What is it that makes a daughter looks up to her father?
Some would say it's the nature of things: girls bond with fathers and sons are closer to their mothers. All would depend on the parents themselves: whether each parent was an attentive or an abusive person.
Dr Terry Apter, a psychologist at the University of Cambridge says that: Daughters often see their father as being more objective than their mothers.
Mothers are the serious ones: they mend your clothes, they make sure that you eat your vegetables, you do your homework, teaches you housework and scolds you when you were naughty. A mother, well, sometimes thinks and expects a lot from a daughter.
A father in most cases, while presenting a stern exterior, usually has a soft spot for the daughter. You can count on Dad to be interested in the things that you are enthusiastic about. Mum would listen to your chatter but only until a certain point as she has many things on her hands and mind.
I was 22 years old when Dad died. It still hurts when I think about him.. which I tried not to do often and has not been doing so for a very long time. Dad was the only one who took the time to talk to me when everyone else is either bullying or making fun of the only girl in the family. While mum was always trying to get me to sing each time when there were guests, Dad would let me decide instead if I wanted to do it or not..
At times, when Dad could see me looking sad or with a worried frown on her forehead, Dad would just start the car and bring me along to his office or to his favorite kopitiam. There, the two of us would sit, Dad with a cup of coffee and me with her milo. He would then tell me stories about his life and the history of each building that we saw.
I would not understand all of his stories as Dad had a tendency to use big and sometimes complicated words but it was a happy moment for me. I would listen to the sound of Dad's voice and he was enjoying .. perhaps.. my companionship. If his friends came around to say hi, Dad would proudly introduce me to them as his princess. He told them how brilliant I was and how he thought that I will go far in life. He was the only one also who understood me when I voiced out my need to go far away from home, to stay in a boarding school and then to study abroad in France.

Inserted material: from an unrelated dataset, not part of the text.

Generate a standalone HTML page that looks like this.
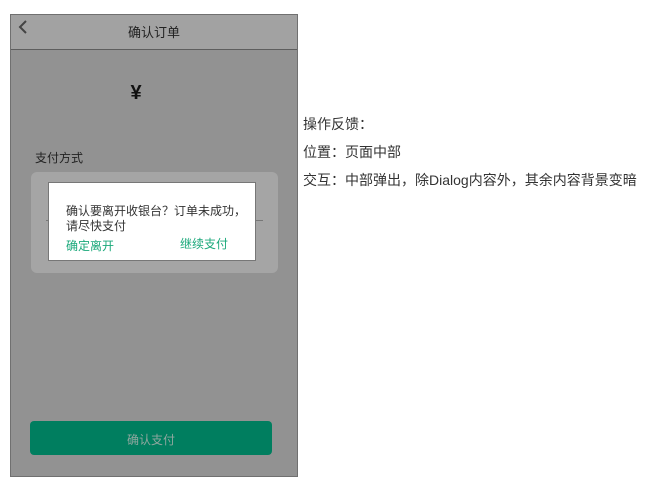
<!DOCTYPE html>
<html><head><meta charset="utf-8"><style>
body{margin:0;width:667px;height:484px;background:#fff;font-family:"Liberation Sans","Noto Sans CJK SC",sans-serif;position:relative;overflow:hidden}
.a{position:absolute}
</style></head><body>
<div class="a" style="left:10px;top:14px;width:286px;height:461px;border:1px solid #707070;background:#929292"></div>
<div class="a" style="left:11px;top:15px;width:286px;height:34px;background:#a2a2a2;border-bottom:1px solid #5e5e5e"></div>
<svg class="a" style="left:16px;top:19px" width="14" height="16"><path d="M10 2 L4 8 L10 14" stroke="#444" stroke-width="2" fill="none"/></svg>
<div class="a" style="left:11px;top:22px;width:286px;text-align:center;font-size:13px;color:#222">确认订单</div>
<div class="a" style="left:11px;top:82px;width:250px;text-align:center;font-size:20px;font-weight:bold;color:#111">¥</div>
<div class="a" style="left:35px;top:149px;font-size:12px;color:#222">支付方式</div>
<div class="a" style="left:31px;top:172px;width:247px;height:101px;background:#a5a5a5;border-radius:6px"></div>
<div class="a" style="left:46px;top:220px;width:217px;height:1px;background:#777"></div>
<div class="a" style="left:48px;top:182px;width:206px;height:77px;background:#fff;border:1px solid #777"></div>
<div class="a" style="left:66px;top:204px;font-size:12px;line-height:15px;color:#333">确认要离开收银台？订单未成功，<br>请尽快支付</div>
<div class="a" style="left:66px;top:237px;font-size:12px;color:#1aa87a">确定离开</div>
<div class="a" style="left:180px;top:235px;font-size:12px;color:#1aa87a">继续支付</div>
<div class="a" style="left:30px;top:421px;width:242px;height:34px;background:#007e5f;border-radius:4px;text-align:center;line-height:38px;font-size:12px;color:#8fa79f">确认支付</div>
<div class="a" style="left:303px;top:110px;font-size:14px;color:#333;line-height:28px;white-space:nowrap">操作反馈：<br>位置：页面中部<br>交互：中部弹出，除Dialog内容外，其余内容背景变暗</div>
</body></html>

And for 4 1/2 long years, I have stayed away. Determined to only return home when I have something to show Dad. To be someone that Dad would be proud of. And at that time, I only made a few calls to home. Dad didn't want me to waste money. Thus cat would write long letters from time to time telling him what I saw and did in France. I was hoping that Dad would see it with my eyes. What hurts the most was that no one told me that Dad has passed away. It was only 2 weeks after he was buried that I knew he were gone.
Devastated, I came home to find everything has changed. There was not even a letter left for me. Maybe it was anger, or bereavement.. maybe also guilt for not spending more time with him and not being able to see him for the last time. I left my hometown a few days later to work as far as possible from anyone that I knew. Acting as if that episode in her life never happened and that I have been all alone all my life. It helps to convince me to forget what had happened and for me to start a new life.
Older now and perhaps understanding better on how life works..and knowing more about God, I have accepted the fact that I have to let go of the past. It's not my place to judge anyone and it can never bring Dad back to life again. I have made wrong decisions in life but I have also learnt a lot from those mistakes. Life is about learning and not about regretting.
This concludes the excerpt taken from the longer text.